It's 250 years old, and is probably second only- a distant second, it's true- to the Prado, and the list of directors and fellows it has had over the years is very impressive. The building is also of some architectural interest.
You can read about all this by following the links, so I'm not going to describe it in detail, just give a bit of a taster and point out a few things which caught my eye, some unexpectedly.
On the 3rd floor you will find the modern stuff, much of it abstract, though representational and allegorical work is also there. You might find Muñoz Degraín's 'The Collossus of Rhodes' interesting. It's a extraordinary, vast fantasy on the celebration of a festival by the statue. And there is Eduardo Chicharros' 'The Temptations of Buda', a modern allegory showing the great man resisting the undoubted charms of a woman presented in many different ways, some involving animals, and very few involving clothes. You have to wonder why he resisted, but it made a better story that way.
The 2nd floor is largely dedicated to portraits of Academicians by other Academicians, and while some are of interest, they suffer from the usual problems of portraits; constrained by the whims of the sitter, the artist has little freedom of subject, medium, composition, colour, symbolism, technique or expression, and was probably only doing it as a favour in the first place.
The 1st floor, much the largest, has a number of fine Greco's, including a magnificent St Jerome, Zurbarán's, which include the exquisite 'Agnus Dei', a large room dedicated entirely to Alonso Cano and José de Rivera (if you don't know much about Spanish renaissance painting check those two out). Rivera has a scene of the taking of Christ, a group of figures, little more than faces, lit only by a hidden candle or torch which makes the face of Christ a reddish-orange focus of the scene, the intense emotion brought out by the intimacy of the lighting.
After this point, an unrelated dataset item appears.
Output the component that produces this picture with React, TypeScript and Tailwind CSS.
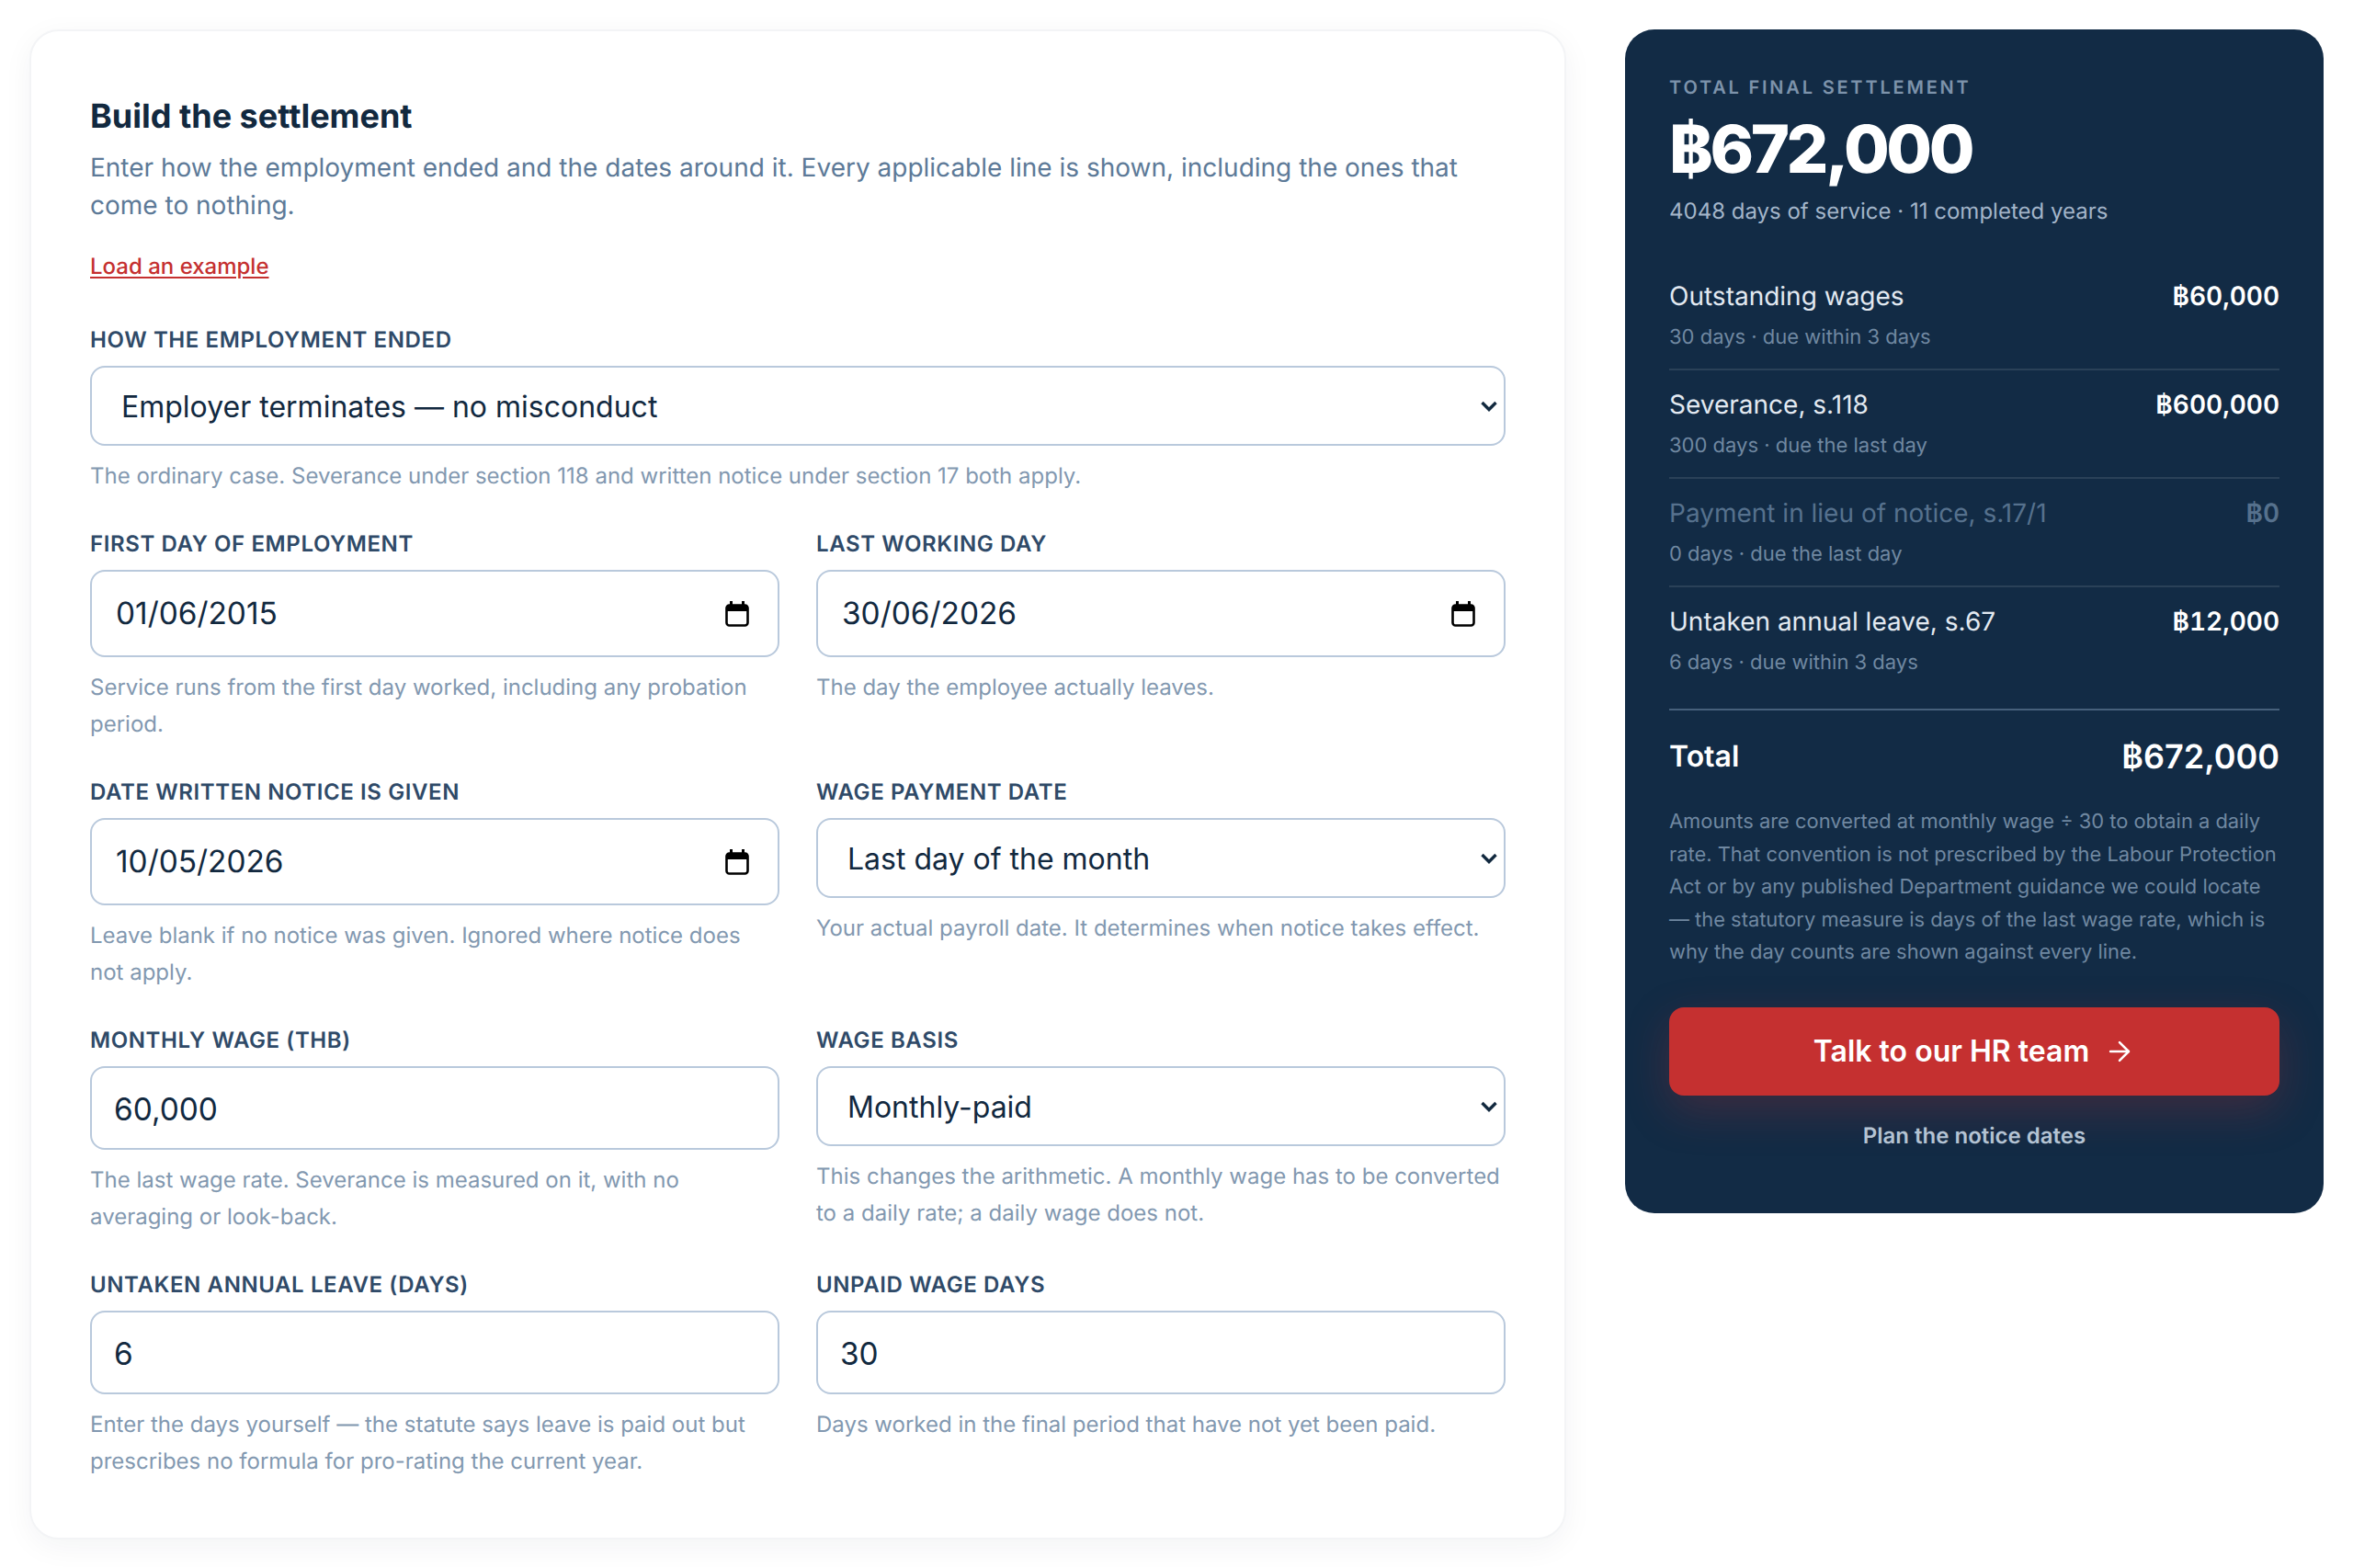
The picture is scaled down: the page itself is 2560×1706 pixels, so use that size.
import React from "react";
import { ArrowRight } from "lucide-react";

const inter = { fontFamily: "Inter, sans-serif" };

const Label: React.FC<{ children: React.ReactNode }> = ({ children }) => (
  <label className="block pt-[1px] mb-[10px] text-[24px] leading-[36px] tracking-[0.6px] font-semibold uppercase text-[#2f4a68]">
    {children}
  </label>
);

const Hint: React.FC<{ children: React.ReactNode }> = ({ children }) => (
  <p className="mt-[13px] text-[24px] leading-[40px] text-[#8298b0]">{children}</p>
);

const Calendar = () => (
  <svg width="26" height="28" viewBox="0 0 26 28" className="shrink-0">
    <path d="M5 0h3v5H5zM18 0h3v5h-3z" fill="#000" />
    <rect x="1.5" y="4.5" width="23" height="22" rx="3" fill="none" stroke="#000" strokeWidth="2.6" />
    <path d="M1 8a4 4 0 0 1 4-4h16a4 4 0 0 1 4 4v3H1z" fill="#000" />
  </svg>
);

const DateField: React.FC<{ value: string }> = ({ value }) => (
  <div className="flex items-center justify-between h-[95px] pl-[26px] pr-[31px] bg-white border-2 border-[#b9c9dc] rounded-[16px] text-[33.4px] text-[#12293f]">
    <span className="pt-[2px]">{value}</span>
    <Calendar />
  </div>
);

const TextField: React.FC<{ value: string }> = ({ value }) => (
  <input
    readOnly
    value={value}
    className="block w-full h-[91px] px-[24px] pt-[3px] bg-white border-2 border-[#b9c9dc] rounded-[16px] text-[33.4px] text-[#12293f] outline-none"
  />
);

const SelectField: React.FC<{ value: string }> = ({ value }) => (
  <div className="relative">
    <select
      value={value}
      onChange={() => undefined}
      className="block w-full h-[87px] pl-[32px] pr-[40px] pt-[2px] appearance-none bg-white border-2 border-[#b9c9dc] rounded-[16px] text-[32px] text-[#12293f] outline-none"
    >
      <option>{value}</option>
    </select>
    <svg width="18" height="12" viewBox="0 0 18 12" className="absolute right-[9px] top-1/2 -translate-y-1/2">
      <path d="M1.5 2L9 9.5L16.5 2" fill="none" stroke="#12293f" strokeWidth="3.4" />
    </svg>
  </div>
);

const lines = [
  { name: "Outstanding wages", amount: "฿60,000", sub: "30 days · due within 3 days" },
  { name: "Severance, s.118", amount: "฿600,000", sub: "300 days · due the last day" },
  { name: "Payment in lieu of notice, s.17/1", amount: "฿0", sub: "0 days · due the last day", muted: true },
  { name: "Untaken annual leave, s.67", amount: "฿12,000", sub: "6 days · due within 3 days" },
];

export default function App() {
  return (
    <div style={inter} className="min-h-[1706px] bg-white p-[32px] grid grid-cols-[1fr_760px] gap-[64px] items-start [text-rendering:geometricPrecision]">
      <main className="bg-white border-2 border-[#f3f4f6] rounded-[32px] px-[64px] pt-[64px] pb-[63px] shadow-[0_8px_32px_rgba(18,41,63,0.05)]">
        <h2 className="text-[36px] leading-[56px] font-bold text-[#12293f]">Build the settlement</h2>
        <p className="mt-[8px] text-[28px] leading-[41px] text-[#5d7a98]">
          Enter how the employment ended and the dates around it. Every applicable line is shown, including the ones
          that come to nothing.
        </p>
        <a className="inline-block mt-[28px] text-[24px] leading-[36px] font-medium text-[#c53030] underline decoration-2 underline-offset-[3px]">
          Load an example
        </a>

        <div className="mt-[43px]">
          <Label>How the employment ended</Label>
          <SelectField value="Employer terminates — no misconduct" />
          <Hint>The ordinary case. Severance under section 118 and written notice under section 17 both apply.</Hint>
        </div>

        <div className="mt-[35px] grid grid-cols-2 gap-x-[40px] gap-y-[35px]">
          <div>
            <Label>First day of employment</Label>
            <DateField value="01/06/2015" />
            <Hint>Service runs from the first day worked, including any probation period.</Hint>
          </div>
          <div>
            <Label>Last working day</Label>
            <DateField value="30/06/2026" />
            <Hint>The day the employee actually leaves.</Hint>
          </div>
          <div>
            <Label>Date written notice is given</Label>
            <DateField value="10/05/2026" />
            <Hint>Leave blank if no notice was given. Ignored where notice does not apply.</Hint>
          </div>
          <div>
            <Label>Wage payment date</Label>
            <SelectField value="Last day of the month" />
            <Hint>Your actual payroll date. It determines when notice takes effect.</Hint>
          </div>
          <div>
            <Label>Monthly wage (THB)</Label>
            <TextField value="60,000" />
            <Hint>The last wage rate. Severance is measured on it, with no averaging or look-back.</Hint>
          </div>
          <div>
            <Label>Wage basis</Label>
            <SelectField value="Monthly-paid" />
            <Hint>This changes the arithmetic. A monthly wage has to be converted to a daily rate; a daily wage does not.</Hint>
          </div>
          <div>
            <Label>Untaken annual leave (days)</Label>
            <TextField value="6" />
            <Hint>Enter the days yourself — the statute says leave is paid out but prescribes no formula for pro-rating the current year.</Hint>
          </div>
          <div>
            <Label>Unpaid wage days</Label>
            <TextField value="30" />
            <Hint>Days worked in the final period that have not yet been paid.</Hint>
          </div>
        </div>
      </main>

      <aside className="bg-[#122b45] rounded-[32px] p-[48px] text-white">
        <div className="text-[20px] leading-[30px] font-semibold uppercase tracking-[2.8px] text-[#7d93ab]">
          Total final settlement
        </div>
        <div className="mt-[13px] text-[72px] leading-[80px] font-[850] tracking-[-3.4px]">฿672,000</div>
        <div className="mt-[9px] text-[24px] leading-[36px] text-[#a3b5c9]">4048 days of service · 11 completed years</div>

        <div className="mt-[54px]">
          {lines.map((l) => (
            <div key={l.name} className="border-b-2 border-[#2a4158] last:border-b-0 pb-[18px] mb-[17px] last:mb-0">
              <div className="flex justify-between text-[28px] leading-[40px]">
                <span className={l.muted ? "text-[#56718d]" : "text-[#e2e9f1]"}>{l.name}</span>
                <span className={l.muted ? "font-semibold tabular-nums text-[#56718d]" : "font-semibold tabular-nums text-white"}>{l.amount}</span>
              </div>
              <div className="mt-[9px] text-[22px] leading-[32px] text-[#7088a1]">{l.sub}</div>
            </div>
          ))}
        </div>

        <div className="mt-[16px] border-t-2 border-[#46607b] pt-[27px] flex justify-between items-center">
          <span className="text-[32px] leading-[46px] font-semibold">Total</span>
          <span className="text-[36px] leading-[46px] font-semibold">฿672,000</span>
        </div>

        <p className="mt-[31px] text-[21.9px] leading-[35.5px] text-[#7088a1]">
          Amounts are converted at monthly wage ÷ 30 to obtain a daily rate. That convention is not prescribed by the
          Labour Protection Act or by any published Department guidance we could locate — the statutory measure is days
          of the last wage rate, which is why the day counts are shown against every line.
        </p>

        <button className="mt-[41px] w-full h-[96px] rounded-[16px] bg-[#c53030] flex items-center justify-center gap-[16px] text-[32px] font-semibold shadow-[0_16px_48px_rgba(197,48,48,0.25)]">
          Talk to our HR team
          <ArrowRight size={34} strokeWidth={1.8} />
        </button>
        <div className="mt-[26px] mb-[18px] text-center text-[24px] leading-[36px] font-semibold text-[#b4c3d3]">
          Plan the notice dates
        </div>
      </aside>
    </div>
  );
}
Worth a visit by itself.
There are some Goya's, including a series of 'Children at Play', which is as good as the holiday scenes that hang in the Prado, and a couple of Rubens', perhaps not among his finest. Some Flemish painters who came to Spain to live and work, and some lesser known Spanish painters. Pedro Orrente, Andrés de la Calleja, Genaro Pérez Villaamil, Joaquín Sorolla, and many others, there to be discovered.
If you happen to be in Madrid, once you've got tired of the Prado, go and have a look at the Academy of St. Fernando. It's worth a morning.